Hazel, the lonely young daughter of harpist, beeman and coffin-maker Abel Woodus, has been brought up very loosely by him after the death of his gypsy wife. He is a cool and distant man; their isolated tumbledown cottage deep in the Shropshire countryside rarely sees a visitor. Hazel has turned instead to nature, and particularly animals, as her guide to life and love. She has an intense natural feeling for any creature that suffers, and looks at the outer world as inimical to her and those she cares for, in particular her best friend, Foxy, a young vixen she has rescued.
But Hazel is growing older, and men are beginning to notice her stormy youthful beauty. Into her superstitious, naïve, uncomprehending and fearful mindscape come harbingers of the disturbing outer world. First her cousin Albert is shaken when he sees her again after a long lapse. Then, on the overnight walking journey home from Albert's house in the big town, Hazel loses her way, and is taken up by Jack Reddin, a sensualist local squire who cannot believe his luck in coming across her. She escapes his clutches in the nick of time with the help of his sour manservant, but Jack is determined to find her and claim her for his own, scouring the countryside asking after her. Still managing to evade him, Hazel attends a local glee or choir-meeting where her father harps and she sings, and it is there that yet another man is astonished by what he sees. This is Edward Marston, the tender young minister of a small chapel on a steep hill, called locally God's Little Mountain.
The scene is now set for a titanic struggle between lustful Jack and gentle Edward over Hazel, where all their frailties and failings will tell terribly.
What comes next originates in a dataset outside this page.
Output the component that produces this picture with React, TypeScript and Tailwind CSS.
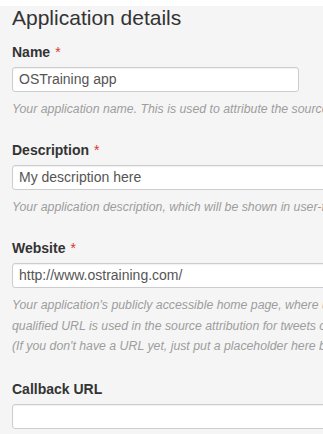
import { FC } from 'react'

type FieldProps = {
    label: string
    required?: boolean
    value: string
    inputWidth: string
    help: string[]
    className?: string
}

const Field: FC<FieldProps> = ({ label, required, value, inputWidth, help, className }) => (
    <div className={className}>
        <div className="text-[14px] leading-[20px] font-bold text-[#333]">
            {label}
            {required && <span className="font-normal text-[#d33] ml-[5px]">*</span>}
        </div>
        <div className={`mt-[5px] h-[25px] ${inputWidth} flex items-center bg-white border border-[#cdcdcd] rounded-[3px] px-[6px] text-[14px] text-[#555] shadow-[inset_0_1px_1px_rgba(0,0,0,0.06)]`}>
            {value}
        </div>
        <div className="mt-[7px] text-[12.3px] leading-[20.5px] italic text-[#9d9d9d]">
            {help.map((line, i) => (
                <div key={i} className="whitespace-nowrap">{line}</div>
            ))}
        </div>
    </div>
)

const App: FC = () => {
    return (
        <div className="w-[323px] h-[434px] overflow-hidden bg-white font-['Liberation_Sans',Arial,sans-serif]">
            <div className="h-[6px] bg-white" />
            <div className="h-[428px] bg-[#f5f5f5] px-[12px]">
                <h2 className="text-[21px] leading-[24px] text-[#333]">Application details</h2>

                <Field
                    className="mt-[12px]"
                    label="Name"
                    required
                    value="OSTraining app"
                    inputWidth="w-[287px]"
                    help={['Your application name. This is used to attribute the source of a tweet and in user-facing authorization screens. 32 characters max.']}
                />

                <Field
                    className="mt-[20px]"
                    label="Description"
                    required
                    value="My description here"
                    inputWidth="w-[560px]"
                    help={['Your application description, which will be shown in user-facing authorization screens. Between 10 and 200 characters max.']}
                />

                <Field
                    className="mt-[21px]"
                    label="Website"
                    required
                    value="http://www.ostraining.com/"
                    inputWidth="w-[560px]"
                    help={[
                        "Your application's publicly accessible home page, where users can go to download, make use of, or find out more information about your application. This fully-",
                        'qualified URL is used in the source attribution for tweets created by your application and will be shown in user-facing authorization screens.',
                        "(If you don't have a URL yet, just put a placeholder here but remember to change it later.)",
                    ]}
                />

                <Field
                    className="mt-[22px]"
                    label="Callback URL"
                    value=""
                    inputWidth="w-[560px]"
                    help={[]}
                />
            </div>
        </div>
    )
}

export default App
Hazel is caught in a bewildering trap of desire and pain in which her changeable, independence-loving, wild young heart is tested to its limit.
With the intense, spiralling, atmospheric prose of a folktale, Mary Webb unforgettably tells an earthy story of fear, desire, love, and violence both spiritual and physical, where the respectable world's assumptions are severely challenged by one of life's originals.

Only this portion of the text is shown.